CodeCloudy

Azure | .Net | JQuery | Javascript | Umbraco

Understanding Windows Azure Tables comparing with Relational SQL Tables (on-premise/SQL Azure)

Table of Contents

  • Background
  • A comparison of Relational SQL Table and Azure Storage Table
  • Azure Storage Table Concept
  • Understanding Entity
  • Understanding Properties by example
  • Partitions
  • Key things to remember

Background

Windows Azure Storage is a storage option provide by Windows Azure. Using this technology will bring all the benefits of Windows Azure such as High Availability, Scalability, Security, etc. Azure tables were specially designed to store non-relational data that needs some structure, but highly scalable. All the values of Azure tables are stored as Key-Value pairs which makes it a highly scalable storage option.

When someone starts to learn about windows azure table storage, the first thing that will come to his mind will be “Why do we need this when we have Sophisticated Relational SQL Server Tables?”

Therefore, the best way to understand about Windows Azure Tables will be, start thinking about a relational SQL table and learn the differences.

A comparison of Relational SQL Table and Azure Storage Table

Relation SQL table Azure Storage table
Can have Relationships between tables There are no relationships between tables. Follows NoSQL Concepts
Has Rows of values Considered as Entities
Strictly defined Columns & enforces data integrity There is no Concept of Columns, instead values are stored as key-value pairs
Each row has fixed amount of columns Each entity can have Zero or more properties
Each data/value will have a data type which corresponds to the column definition Each data/value are independent & can have different data types
No build-in System columns 3 System properties for each entity (PartitionKey, RowKey, Timestamp)
Merging data from multiple sources that has different formats – may need to be converted programmatically Have the option of saving data in a different formats.Example:Source 1: 01/01/2001Source 2: “2001” (only the year as a String)
Ability to Query – TSQL Limited Query options
Can apply indexes to any column Can’t do that. Is only available for PartitionKey & RowKey built-in
Geographically redundant price (as of 2014-Mar-09) – $9.99 Upto 1GB per Month Cheaper – $0.095 per GB per Month
When comparing only on-premise SQL More Availability
SQL Azure Max Capacity (as of 2014-Mar-09) – 150 GB 200TB

Azure Storage Table Concept

In an Azure storage table a collection of Properties (key-values pairs) will form an Entity. Those entities will be meaningfully grouped in to partitions using PartitionKeys. Ultimately, the collection of entities that were grouped in to partitions will form the Azure Storage Table.

Understanding Entity

An entity has 3 system properties:

  1. PartitionKey – means of partitioning entities for load balancing with the rule of thumb “Data that need to be Queried together, must be kept together”
  2. RowKey – This is a key that helps to uniquely identify an entity that belongs to a partition. So, RowKey together with PartitionKey will make an Entity unique in a given azure table.
  3. TimeStamp – When you first create an entity, the Date & Time of creation will be recorded in this property. And later if you do any change to that entity, the value will get updated with the last updated date & time.

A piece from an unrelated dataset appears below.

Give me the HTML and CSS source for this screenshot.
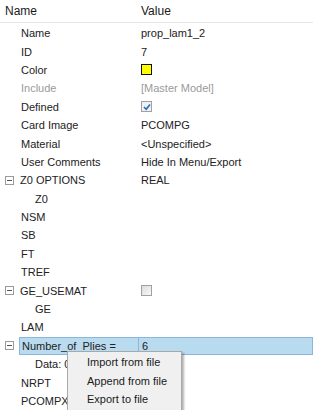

Those system properties are built-in indexed and it is recommended to use these properties as identity columns so it is efficient. Non-system values cannot be indexed.

The paritionKey together with RowKey will form unique entities:


Understanding Properties by example

Example 1: No fixed Schema for storing values

In a relation SQL table all those values that is entered under column “Age” will be bound to the limitations defined in the column definition/design such as Data type, max length, unique key, etc.

Now let’s try to store those values in an Azure Storage Table. Now, those values are not bound to a particular column. (There is no concept of columns)

Each and every values are stored as key-value pairs. Unlike in relational SQL tables, those values can be of different data types as well.

This design has enable some new scenarios that were not possible before.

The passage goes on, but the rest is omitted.